The Grammys' gesture was welcomed but not universally applauded.

To some, any effort to raise awareness of sexual assault is helpful, and an event with the cultural weight of the Grammys is a good place to start changing cultural acceptance. 

To others, it smacked of hypocrisy. If the Grammys were serious about combating domestic violence and sexual abuse, they would start by addressing the behavior of some of the artists in their midst.

But the awards show, punctuated by a video statement from President Obama and a powerful spoken-word performance by Brooke Axtell, a performance artist who was a victim of sexual trafficking as a child, signals how dramatically perceptions around domestic and sexual abuse have shifted in the past year. Following a first-ever ad about domestic violence during the Super Bowl, the Grammys' take illustrates that momentum has strongly shifted to sympathy for the victim in contrast to the quiet acceptance of years past.

The White House has been pushing the "It's on Us" campaign for several months in an effort to encourage bystanders and others to speak up against sexual assault and hopefully help end the problem of sexual violence on college campuses, in particular.

“Artists have a unique power to change minds and attitudes and get us thinking and talking about what matters,” said Mr.
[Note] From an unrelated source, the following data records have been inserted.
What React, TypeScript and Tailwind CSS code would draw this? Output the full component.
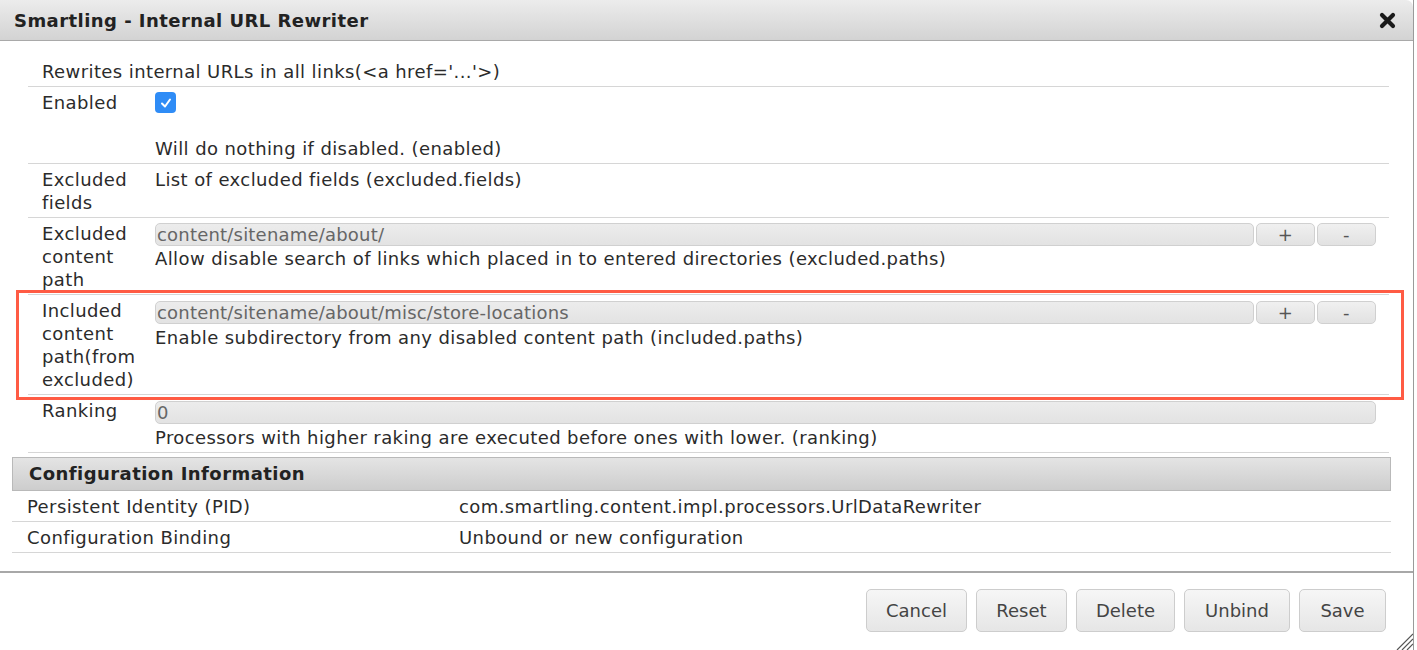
import React from "react";

const font = { fontFamily: '"DejaVu Sans", Verdana, sans-serif' };

function Input({ value }: { value: string }) {
  return (
    <div className="h-[23px] flex-1 rounded-[5px] border border-[#d0d0d0] bg-gradient-to-b from-[#ececec] to-[#e3e3e3] px-[1px] text-[18px] leading-[21px] tracking-[0.2px] text-[#666] whitespace-nowrap overflow-hidden">
      {value}
    </div>
  );
}

function SmallBtn({ label }: { label: string }) {
  return (
    <div className="h-[23px] w-[59px] rounded-[5px] border border-[#d0d0d0] bg-gradient-to-b from-[#f0f0f0] to-[#e2e2e2] text-center text-[18px] leading-[21px] text-[#555]">
      {label}
    </div>
  );
}

function Row({
  label,
  children,
  className = "",
}: {
  label: React.ReactNode;
  children: React.ReactNode;
  className?: string;
}) {
  return (
    <div className={"relative flex border-b border-[#d6d6d6] pt-[4px] pb-[3px] " + className}>
      <div className="w-[127px] shrink-0 pl-[14px] pr-[2px] whitespace-nowrap">{label}</div>
      <div className="flex-1 pr-[13px]">{children}</div>
    </div>
  );
}

function FooterBtn({ label, w }: { label: string; w: string }) {
  return (
    <div
      className={
        "h-[43px] rounded-[5px] border border-[#cdcdcd] bg-gradient-to-b from-[#f6f6f6] to-[#e6e6e6] text-center text-[18px] leading-[41px] text-[#444] " +
        w
      }
    >
      {label}
    </div>
  );
}

export default function App() {
  return (
    <div
      className="h-[650px] w-[1417px] overflow-hidden bg-white text-[18px] leading-[23px] tracking-[0.4px] text-[#2b2b2b]"
      style={font}
    >
      <div className="relative h-[650px] w-[1414px] border-r border-[#9a9a9a]">
        {/* Title bar */}
        <div className="flex h-[41px] items-center justify-between rounded-tr-[7px] border-b border-[#a9a9a9] bg-gradient-to-b from-[#ececec] to-[#d3d3d3] pl-[14px] pr-[17px]">
          <div className="text-[18px] font-bold tracking-[0.45px] text-[#222]">Smartling - Internal URL Rewriter</div>
          <svg width="17" height="17" viewBox="0 0 17 17">
            <path d="M3 3 L14 14 M14 3 L3 14" stroke="#1a1a1a" strokeWidth="4.2" strokeLinecap="round" />
          </svg>
        </div>

        {/* Properties table */}
        <div className="ml-[28px] mr-[24px] mt-[15px]">
          <Row label={null}>
            <div className="-ml-[113px]">Rewrites internal URLs in all links(&lt;a href='...'&gt;)</div>
          </Row>
          <Row label="Enabled">
            <div className="flex h-[23px] items-center">
              <div className="flex h-[21px] w-[21px] items-center justify-center rounded-[4px] bg-[#2f8cf6]">
                <svg width="14" height="14" viewBox="0 0 14 14">
                  <path d="M3 7.5 L6 10.5 L11 3.5" fill="none" stroke="#fff" strokeWidth="2" strokeLinecap="round" strokeLinejoin="round" />
                </svg>
              </div>
            </div>
            <div className="h-[23px]" />
            <div>Will do nothing if disabled. (enabled)</div>
          </Row>
          <Row label={<>Excluded<br />fields</>}>
            <div>List of excluded fields (excluded.fields)</div>
          </Row>
          <Row label={<>Excluded<br />content<br />path</>}>
            <div className="flex gap-[2px] py-[1px]">
              <Input value="content/sitename/about/" />
              <SmallBtn label="+" />
              <SmallBtn label="-" />
            </div>
            <div>Allow disable search of links which placed in to entered directories (excluded.paths)</div>
          </Row>
          <Row label={<>Included<br />content<br />path(from<br />excluded)</>}>
            <div className="flex gap-[2px] py-[2px]">
              <Input value="content/sitename/about/misc/store-locations" />
              <SmallBtn label="+" />
              <SmallBtn label="-" />
            </div>
            <div>Enable subdirectory from any disabled content path (included.paths)</div>
            <div className="pointer-events-none absolute -left-[12px] -right-[15px] -top-[5px] bottom-[-6px] border-[3px] border-[#ff5b44]" />
          </Row>
          <Row label="Ranking">
            <div className="flex py-[2px]">
              <Input value="0" />
            </div>
            <div>Processors with higher raking are executed before ones with lower. (ranking)</div>
          </Row>
        </div>

        {/* Configuration information */}
        <div className="ml-[12px] mr-[22px] mt-[4px]">
          <div className="h-[34px] border border-[#b9b9b9] bg-gradient-to-b from-[#e4e4e4] to-[#cdcdcd] pl-[16px] text-[18px] font-bold leading-[32px] tracking-[0.45px] text-[#222]">
            Configuration Information
          </div>
          <div className="flex h-[31px] items-center border-b border-[#d6d6d6]">
            <div className="w-[447px] pl-[15px]">Persistent Identity (PID)</div>
            <div>com.smartling.content.impl.processors.UrlDataRewriter</div>
          </div>
          <div className="flex h-[31px] items-center border-b border-[#d6d6d6]">
            <div className="w-[447px] pl-[15px]">Configuration Binding</div>
            <div>Unbound or new configuration</div>
          </div>
        </div>

        {/* Footer */}
        <div className="mt-[18px] border-t-2 border-[#a8a8a8] pt-[16px]">
          <div className="flex justify-end gap-[9px] pr-[27px] tracking-normal">
            <FooterBtn label="Cancel" w="w-[101px]" />
            <FooterBtn label="Reset" w="w-[91px]" />
            <FooterBtn label="Delete" w="w-[99px]" />
            <FooterBtn label="Unbind" w="w-[106px]" />
            <FooterBtn label="Save" w="w-[87px]" />
          </div>
        </div>

        {/* resize grip */}
        <svg className="absolute bottom-0 right-0" width="20" height="20" viewBox="0 0 20 20">
          <path d="M4 20 L20 4 M9 20 L20 9 M14 20 L20 14" stroke="#555" strokeWidth="1.2" />
        </svg>
      </div>
    </div>
  );
}
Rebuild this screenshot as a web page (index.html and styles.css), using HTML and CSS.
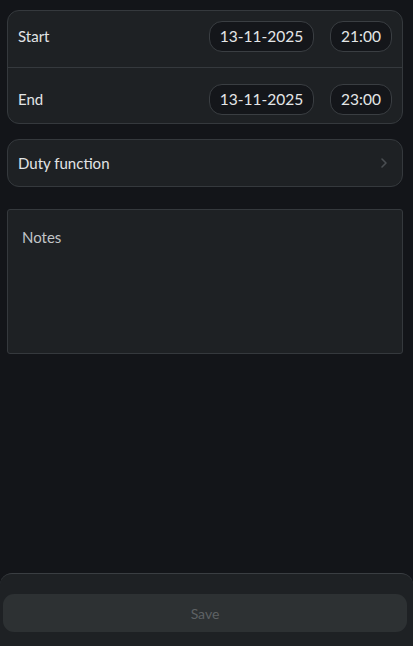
FILE: index.html
```html
<!DOCTYPE html>
<html>
<head>
<meta charset="utf-8">
<link rel="stylesheet" href="styles.css">
</head>
<body>
<div class="page">
  <main class="content">
    <section class="card times">
      <div class="row first">
        <span class="label">Start</span>
        <div class="pills">
          <span class="pill date">13-11-2025</span>
          <span class="pill time">21:00</span>
        </div>
      </div>
      <div class="row second">
        <span class="label">End</span>
        <div class="pills">
          <span class="pill date">13-11-2025</span>
          <span class="pill time">23:00</span>
        </div>
      </div>
    </section>
    <section class="card select">
      <span class="label">Duty function</span>
      <svg class="chev" width="8" height="12" viewBox="0 0 8 12"><path d="M2 2l4 4-4 4" fill="none" stroke="#4a4e52" stroke-width="1.6" stroke-linecap="round" stroke-linejoin="round"/></svg>
    </section>
    <section class="notes">
      <span class="placeholder">Notes</span>
    </section>
  </main>
  <footer class="sheet">
    <button class="save">Save</button>
  </footer>
</div>
</body>
</html>
```
FILE: styles.css
```css
* { box-sizing: border-box; }
html, body { margin: 0; padding: 0; }
body {
  background: #131519;
  font-family: Lato, "Noto Sans", sans-serif;
  color: #e4e6e8;
  width: 413px;
  height: 646px;
  overflow: hidden;
}
.page {
  display: flex;
  flex-direction: column;
  height: 646px;
}
.content {
  flex: 1;
  display: flex;
  flex-direction: column;
  padding: 10px 10px 0 7px;
}
.card {
  background: #1e2124;
  border: 1px solid #35393d;
  border-radius: 12px;
}
.times { display: flex; flex-direction: column; }
.row {
  display: flex;
  align-items: center;
  justify-content: space-between;
  padding: 0 10px 0 10px;
}
.row.first { height: 56px; padding-bottom: 6px; }
.row.second { height: 56px; padding-top: 7px; border-top: 1px solid #35393d; }
.label { font-size: 15px; color: #e2e4e6; }
.pills { display: flex; gap: 16px; }
.pill {
  display: flex;
  align-items: center;
  justify-content: center;
  height: 31px;
  background: #14161a;
  border: 1px solid #3a3e42;
  border-radius: 13px;
  font-size: 15.5px;
  color: #e4e6e8;
}
.date { width: 105px; }
.time { width: 62px; }
.select {
  margin-top: 15px;
  height: 48px;
  display: flex;
  align-items: center;
  justify-content: space-between;
  padding: 0 14px 0 10px;
}
.notes {
  margin-top: 22px;
  height: 145px;
  background: #1e2124;
  border: 1px solid #35393d;
  border-radius: 3px;
  padding: 17px 14px;
}
.placeholder { font-size: 15px; color: #c2c5c8; }
.sheet {
  height: 73px;
  background: #1e2124;
  border-top: 1px solid #3a3e42;
  border-radius: 12px 12px 0 0;
  padding: 20px 6px 0 3px;
}
.save {
  width: 100%;
  height: 38px;
  border: none;
  border-radius: 11px;
  background: #2d3133;
  color: #5e6264;
  font-family: Lato, "Noto Sans", sans-serif;
  font-size: 14px;
}
```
Obama in the video Sunday. “And all of us, in our own lives, have the power to set an example.”

It's unclear how effective public service announcements like Obama's are, but some women's groups say they're grateful for the increased attention and dialogue.

"Musicians are in influential positions as role models, and music is a powerful medium," said the National Sexual Violence Resource Center in a statement. "We know that one PSA during one awards show won’t end violence against women. We also know that many seemingly small acts can lead to big change. What messages would young people learn if their favorite artists used their voices to sing about consent or respect? Wouldn’t it be great if musicians stopped releasing songs that degrade women and fuel stereotypes about sexism and violence?"

Reactions from viewers, however, were more mixed. Many noted the irony of the awards show campaigning against domestic violence even as it honored musicians like Chris Brown and R. Kelly, both of whom have been accused of violence against women.

Mr. Brown famously assaulted then-girlfriend Rihanna just before the 2009 Grammys, and both musicians canceled their performances. Brown was blacklisted from the next two Grammys, but performed again in 2012 and was one of the nominees this year.

Some viewers compared the Grammys to the National Football League, which has come under fire this year for turning a blind eye to domestic violence charges against players.

"That is to say important and necessary message but as with similar NFL messages, heal thyself first," tweeted commentator and feminist Roxane Gay, after another tweet in which she noted: "But Chris Brown and R Kelly. Are both nominated tonight...."

The Grammys' choice to nominate artists associated with violence spoke louder than the antiviolence messaging, some said.

"The Grammys – legally, technically – don’t have to punish anyone for anything," wrote Jessica Goldstein on ThinkProgress Monday. "Yet the Grammys are constantly reminding us that they can be about so much more than music.”

"If they’re going to take the stance that music can and should be a force for social and political change in the world, they have an obligation to be a part of that change, even when it’s difficult," Ms. Goldstein concludes.